> _AIM_
Scan the data below and pick out the lines containing the word "Write".
#### LISTED RECORDS
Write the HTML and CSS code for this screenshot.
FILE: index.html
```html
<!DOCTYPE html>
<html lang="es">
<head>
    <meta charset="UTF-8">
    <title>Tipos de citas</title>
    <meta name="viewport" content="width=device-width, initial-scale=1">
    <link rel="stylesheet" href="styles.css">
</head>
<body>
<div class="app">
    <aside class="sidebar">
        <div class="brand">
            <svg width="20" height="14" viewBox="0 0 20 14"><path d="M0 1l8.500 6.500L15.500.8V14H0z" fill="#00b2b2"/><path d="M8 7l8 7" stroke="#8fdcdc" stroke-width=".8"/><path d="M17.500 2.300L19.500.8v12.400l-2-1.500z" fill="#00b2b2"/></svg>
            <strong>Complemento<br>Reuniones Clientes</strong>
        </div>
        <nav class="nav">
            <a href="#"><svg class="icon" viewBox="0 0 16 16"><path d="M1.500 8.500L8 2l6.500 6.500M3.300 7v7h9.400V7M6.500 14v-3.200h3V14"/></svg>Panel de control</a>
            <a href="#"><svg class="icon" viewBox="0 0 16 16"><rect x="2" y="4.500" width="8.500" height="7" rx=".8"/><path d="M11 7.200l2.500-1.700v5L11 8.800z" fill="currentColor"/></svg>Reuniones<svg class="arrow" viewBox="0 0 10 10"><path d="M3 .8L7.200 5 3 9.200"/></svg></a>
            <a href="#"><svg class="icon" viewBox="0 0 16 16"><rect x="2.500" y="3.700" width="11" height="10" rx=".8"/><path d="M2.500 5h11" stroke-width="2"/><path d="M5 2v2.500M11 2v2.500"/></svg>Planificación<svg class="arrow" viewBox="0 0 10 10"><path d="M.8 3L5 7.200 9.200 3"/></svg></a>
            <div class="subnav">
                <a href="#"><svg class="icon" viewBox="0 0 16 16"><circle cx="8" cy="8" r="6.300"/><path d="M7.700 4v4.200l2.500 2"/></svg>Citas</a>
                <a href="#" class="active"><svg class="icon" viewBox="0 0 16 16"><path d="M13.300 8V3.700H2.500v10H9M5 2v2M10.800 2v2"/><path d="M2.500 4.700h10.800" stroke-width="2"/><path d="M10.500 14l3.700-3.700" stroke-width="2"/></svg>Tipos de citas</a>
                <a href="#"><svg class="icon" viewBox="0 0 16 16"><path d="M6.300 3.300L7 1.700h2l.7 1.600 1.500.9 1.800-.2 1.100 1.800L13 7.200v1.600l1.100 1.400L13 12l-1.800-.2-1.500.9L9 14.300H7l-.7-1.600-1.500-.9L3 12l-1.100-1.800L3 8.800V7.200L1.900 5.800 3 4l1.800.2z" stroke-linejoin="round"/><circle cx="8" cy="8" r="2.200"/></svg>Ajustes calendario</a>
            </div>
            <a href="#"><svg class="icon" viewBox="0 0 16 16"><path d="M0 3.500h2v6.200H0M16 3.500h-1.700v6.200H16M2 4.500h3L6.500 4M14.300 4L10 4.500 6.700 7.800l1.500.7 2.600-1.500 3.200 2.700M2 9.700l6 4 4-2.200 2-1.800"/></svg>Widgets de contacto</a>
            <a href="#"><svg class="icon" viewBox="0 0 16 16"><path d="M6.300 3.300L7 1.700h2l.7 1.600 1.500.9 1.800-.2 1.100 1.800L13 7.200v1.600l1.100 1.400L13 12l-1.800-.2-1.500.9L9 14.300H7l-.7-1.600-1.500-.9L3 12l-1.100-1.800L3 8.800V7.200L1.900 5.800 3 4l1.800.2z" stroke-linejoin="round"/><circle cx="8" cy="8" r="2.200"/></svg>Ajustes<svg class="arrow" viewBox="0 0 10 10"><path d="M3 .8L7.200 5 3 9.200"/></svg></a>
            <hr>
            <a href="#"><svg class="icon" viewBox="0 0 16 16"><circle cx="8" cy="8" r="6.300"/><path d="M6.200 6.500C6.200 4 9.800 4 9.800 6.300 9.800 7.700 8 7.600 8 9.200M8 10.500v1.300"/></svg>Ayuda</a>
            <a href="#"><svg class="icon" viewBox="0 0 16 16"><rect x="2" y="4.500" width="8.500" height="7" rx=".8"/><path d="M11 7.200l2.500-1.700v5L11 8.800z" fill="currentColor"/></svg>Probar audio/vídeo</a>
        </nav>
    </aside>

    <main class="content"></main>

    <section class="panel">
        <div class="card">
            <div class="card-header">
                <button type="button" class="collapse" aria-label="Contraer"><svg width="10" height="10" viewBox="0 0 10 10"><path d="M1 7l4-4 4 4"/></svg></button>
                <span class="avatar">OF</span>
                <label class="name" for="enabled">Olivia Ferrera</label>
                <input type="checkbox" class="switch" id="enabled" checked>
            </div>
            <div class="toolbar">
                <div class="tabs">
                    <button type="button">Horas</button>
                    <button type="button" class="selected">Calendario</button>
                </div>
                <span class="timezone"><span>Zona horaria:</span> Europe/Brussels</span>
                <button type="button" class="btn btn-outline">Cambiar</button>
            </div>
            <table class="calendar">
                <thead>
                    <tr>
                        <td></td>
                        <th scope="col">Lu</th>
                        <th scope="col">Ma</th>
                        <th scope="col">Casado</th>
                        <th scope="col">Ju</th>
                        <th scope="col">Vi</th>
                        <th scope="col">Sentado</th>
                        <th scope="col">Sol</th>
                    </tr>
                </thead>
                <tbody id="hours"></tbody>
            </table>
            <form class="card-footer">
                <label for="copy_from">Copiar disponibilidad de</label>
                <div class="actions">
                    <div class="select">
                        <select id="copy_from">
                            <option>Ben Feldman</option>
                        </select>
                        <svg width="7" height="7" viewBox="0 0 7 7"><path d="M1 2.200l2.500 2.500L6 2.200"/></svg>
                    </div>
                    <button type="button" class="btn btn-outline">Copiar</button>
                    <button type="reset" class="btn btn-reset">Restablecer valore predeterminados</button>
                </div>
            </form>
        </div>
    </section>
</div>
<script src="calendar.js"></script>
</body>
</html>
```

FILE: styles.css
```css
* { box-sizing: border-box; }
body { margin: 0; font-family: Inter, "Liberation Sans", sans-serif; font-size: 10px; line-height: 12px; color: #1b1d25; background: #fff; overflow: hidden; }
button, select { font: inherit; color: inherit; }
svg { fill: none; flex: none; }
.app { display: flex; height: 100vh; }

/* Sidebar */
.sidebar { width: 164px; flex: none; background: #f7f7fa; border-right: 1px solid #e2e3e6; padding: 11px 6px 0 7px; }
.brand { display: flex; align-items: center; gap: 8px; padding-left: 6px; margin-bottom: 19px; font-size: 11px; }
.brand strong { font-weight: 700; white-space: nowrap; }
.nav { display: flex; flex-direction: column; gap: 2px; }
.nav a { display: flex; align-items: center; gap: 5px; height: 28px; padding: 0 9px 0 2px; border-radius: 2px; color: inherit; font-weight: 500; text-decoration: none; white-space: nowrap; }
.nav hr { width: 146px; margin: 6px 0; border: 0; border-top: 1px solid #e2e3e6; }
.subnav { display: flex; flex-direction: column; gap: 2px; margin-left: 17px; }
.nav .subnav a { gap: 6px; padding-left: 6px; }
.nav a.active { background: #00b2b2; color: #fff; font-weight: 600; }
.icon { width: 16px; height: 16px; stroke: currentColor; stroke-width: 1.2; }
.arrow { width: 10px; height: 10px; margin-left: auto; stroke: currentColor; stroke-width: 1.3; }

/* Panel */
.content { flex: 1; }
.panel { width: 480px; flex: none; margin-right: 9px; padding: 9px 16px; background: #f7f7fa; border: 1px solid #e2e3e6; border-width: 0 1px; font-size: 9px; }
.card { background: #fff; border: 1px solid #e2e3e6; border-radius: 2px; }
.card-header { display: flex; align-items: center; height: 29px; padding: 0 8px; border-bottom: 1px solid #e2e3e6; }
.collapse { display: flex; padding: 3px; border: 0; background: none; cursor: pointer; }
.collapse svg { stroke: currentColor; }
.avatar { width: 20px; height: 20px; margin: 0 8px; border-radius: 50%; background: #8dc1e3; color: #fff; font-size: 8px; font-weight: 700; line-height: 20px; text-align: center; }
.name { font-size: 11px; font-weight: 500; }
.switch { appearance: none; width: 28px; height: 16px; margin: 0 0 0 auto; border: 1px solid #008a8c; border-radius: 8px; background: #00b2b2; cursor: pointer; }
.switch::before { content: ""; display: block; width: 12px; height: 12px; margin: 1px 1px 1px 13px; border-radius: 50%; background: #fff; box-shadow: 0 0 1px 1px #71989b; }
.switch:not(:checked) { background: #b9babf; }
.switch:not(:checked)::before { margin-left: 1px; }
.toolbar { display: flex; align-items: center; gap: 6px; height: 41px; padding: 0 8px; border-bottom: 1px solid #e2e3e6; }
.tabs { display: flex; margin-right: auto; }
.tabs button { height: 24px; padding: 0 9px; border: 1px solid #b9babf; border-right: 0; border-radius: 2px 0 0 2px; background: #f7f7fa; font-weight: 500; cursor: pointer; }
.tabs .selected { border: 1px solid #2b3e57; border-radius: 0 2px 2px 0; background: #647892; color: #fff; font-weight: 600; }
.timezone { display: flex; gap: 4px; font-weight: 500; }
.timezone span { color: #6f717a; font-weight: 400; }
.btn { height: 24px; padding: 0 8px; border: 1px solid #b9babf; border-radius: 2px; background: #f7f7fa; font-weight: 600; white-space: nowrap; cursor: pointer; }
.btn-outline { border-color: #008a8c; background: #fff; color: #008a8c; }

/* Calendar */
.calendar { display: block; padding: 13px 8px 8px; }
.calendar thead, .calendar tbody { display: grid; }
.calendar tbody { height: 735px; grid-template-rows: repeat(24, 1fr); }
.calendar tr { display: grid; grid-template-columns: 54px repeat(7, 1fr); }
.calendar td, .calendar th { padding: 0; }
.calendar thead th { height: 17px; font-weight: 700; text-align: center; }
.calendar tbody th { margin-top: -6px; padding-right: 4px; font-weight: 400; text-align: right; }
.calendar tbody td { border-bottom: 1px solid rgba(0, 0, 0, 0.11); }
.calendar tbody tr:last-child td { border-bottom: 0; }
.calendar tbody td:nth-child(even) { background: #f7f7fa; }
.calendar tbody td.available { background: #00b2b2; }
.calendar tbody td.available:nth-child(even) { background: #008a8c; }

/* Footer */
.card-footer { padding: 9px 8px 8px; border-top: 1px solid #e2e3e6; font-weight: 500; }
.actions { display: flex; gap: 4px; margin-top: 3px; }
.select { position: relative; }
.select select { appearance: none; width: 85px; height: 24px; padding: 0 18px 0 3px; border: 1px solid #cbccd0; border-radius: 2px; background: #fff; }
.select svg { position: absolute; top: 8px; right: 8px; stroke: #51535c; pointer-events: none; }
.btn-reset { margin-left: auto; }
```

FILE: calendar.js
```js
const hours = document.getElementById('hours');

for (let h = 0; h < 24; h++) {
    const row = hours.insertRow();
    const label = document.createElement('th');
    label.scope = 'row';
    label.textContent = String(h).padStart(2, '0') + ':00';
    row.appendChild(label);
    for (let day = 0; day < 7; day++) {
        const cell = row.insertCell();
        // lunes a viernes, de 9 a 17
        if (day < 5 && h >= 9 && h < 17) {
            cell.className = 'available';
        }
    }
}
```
########
#### LISTED RECORDS
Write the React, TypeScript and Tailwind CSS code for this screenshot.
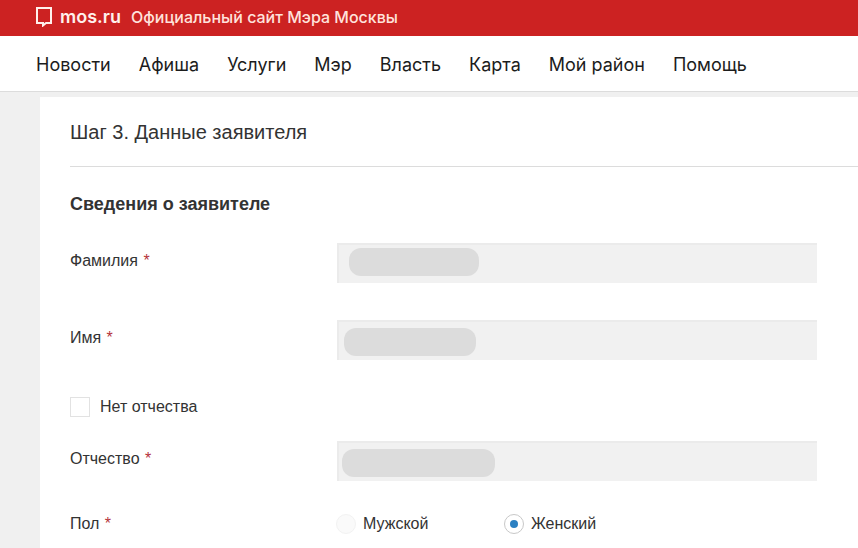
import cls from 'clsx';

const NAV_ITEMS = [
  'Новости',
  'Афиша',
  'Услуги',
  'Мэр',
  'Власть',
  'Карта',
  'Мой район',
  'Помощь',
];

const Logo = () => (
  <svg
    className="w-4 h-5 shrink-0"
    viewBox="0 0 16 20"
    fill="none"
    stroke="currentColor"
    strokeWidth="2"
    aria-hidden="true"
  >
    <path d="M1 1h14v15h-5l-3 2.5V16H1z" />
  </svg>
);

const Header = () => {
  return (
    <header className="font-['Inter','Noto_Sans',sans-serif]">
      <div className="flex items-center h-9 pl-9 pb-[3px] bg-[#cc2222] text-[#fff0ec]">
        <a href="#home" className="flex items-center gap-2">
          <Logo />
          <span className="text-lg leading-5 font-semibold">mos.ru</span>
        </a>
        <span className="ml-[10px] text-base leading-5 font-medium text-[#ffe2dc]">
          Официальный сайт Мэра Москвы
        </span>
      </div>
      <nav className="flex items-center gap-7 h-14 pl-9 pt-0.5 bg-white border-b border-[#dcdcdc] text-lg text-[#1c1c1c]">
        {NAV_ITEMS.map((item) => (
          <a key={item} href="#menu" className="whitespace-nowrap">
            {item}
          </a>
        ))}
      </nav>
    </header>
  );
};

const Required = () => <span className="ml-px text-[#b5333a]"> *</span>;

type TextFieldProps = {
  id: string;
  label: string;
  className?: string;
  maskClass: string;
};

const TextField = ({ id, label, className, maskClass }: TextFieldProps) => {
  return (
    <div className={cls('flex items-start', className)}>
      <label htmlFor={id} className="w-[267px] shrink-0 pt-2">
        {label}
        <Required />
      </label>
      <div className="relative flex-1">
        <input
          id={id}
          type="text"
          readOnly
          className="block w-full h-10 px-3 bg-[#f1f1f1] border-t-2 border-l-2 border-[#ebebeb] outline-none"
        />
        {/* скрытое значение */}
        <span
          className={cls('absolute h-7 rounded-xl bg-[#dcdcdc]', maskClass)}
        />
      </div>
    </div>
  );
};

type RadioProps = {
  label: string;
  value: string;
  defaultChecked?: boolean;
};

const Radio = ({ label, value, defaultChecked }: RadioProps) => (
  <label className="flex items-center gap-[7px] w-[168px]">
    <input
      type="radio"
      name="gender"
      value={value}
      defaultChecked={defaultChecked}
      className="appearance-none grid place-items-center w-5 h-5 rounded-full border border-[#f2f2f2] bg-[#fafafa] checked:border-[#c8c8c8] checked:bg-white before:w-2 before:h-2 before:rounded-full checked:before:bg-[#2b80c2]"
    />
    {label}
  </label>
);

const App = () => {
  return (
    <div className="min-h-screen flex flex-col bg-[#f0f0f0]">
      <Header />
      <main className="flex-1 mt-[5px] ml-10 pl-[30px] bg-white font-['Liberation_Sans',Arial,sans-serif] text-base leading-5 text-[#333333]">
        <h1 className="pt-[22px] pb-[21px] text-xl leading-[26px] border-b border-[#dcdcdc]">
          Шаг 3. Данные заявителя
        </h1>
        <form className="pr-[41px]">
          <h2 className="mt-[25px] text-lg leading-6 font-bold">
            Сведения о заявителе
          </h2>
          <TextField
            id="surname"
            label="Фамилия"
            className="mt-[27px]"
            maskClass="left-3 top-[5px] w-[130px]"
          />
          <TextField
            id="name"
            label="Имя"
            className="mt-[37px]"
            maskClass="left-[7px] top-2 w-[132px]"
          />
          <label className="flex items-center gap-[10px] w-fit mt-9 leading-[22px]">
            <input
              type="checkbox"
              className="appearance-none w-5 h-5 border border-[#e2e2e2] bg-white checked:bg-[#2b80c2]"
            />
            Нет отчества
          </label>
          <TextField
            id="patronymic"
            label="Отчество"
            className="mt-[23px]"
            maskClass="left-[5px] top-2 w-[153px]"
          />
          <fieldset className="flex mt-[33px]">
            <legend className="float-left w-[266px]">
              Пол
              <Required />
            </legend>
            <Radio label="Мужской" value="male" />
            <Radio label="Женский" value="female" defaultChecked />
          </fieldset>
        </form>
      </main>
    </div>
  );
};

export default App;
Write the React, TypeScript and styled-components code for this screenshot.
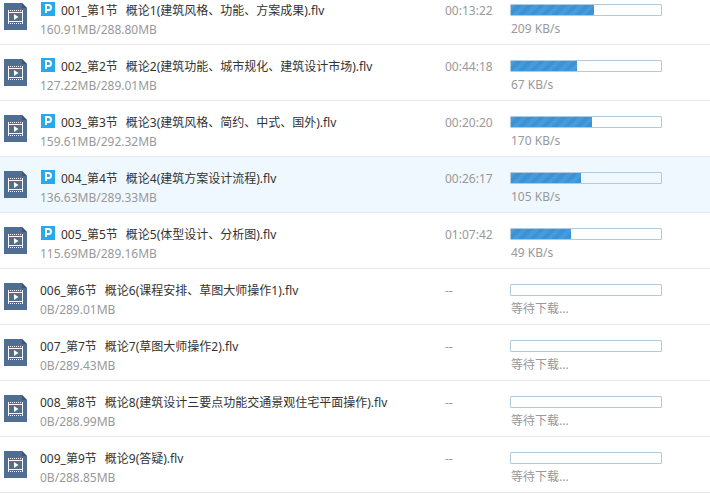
########
> _THE RESULT_
Write the HTML and CSS code for this screenshot.
Write the React, TypeScript and Tailwind CSS code for this screenshot.
Write the React, TypeScript and styled-components code for this screenshot.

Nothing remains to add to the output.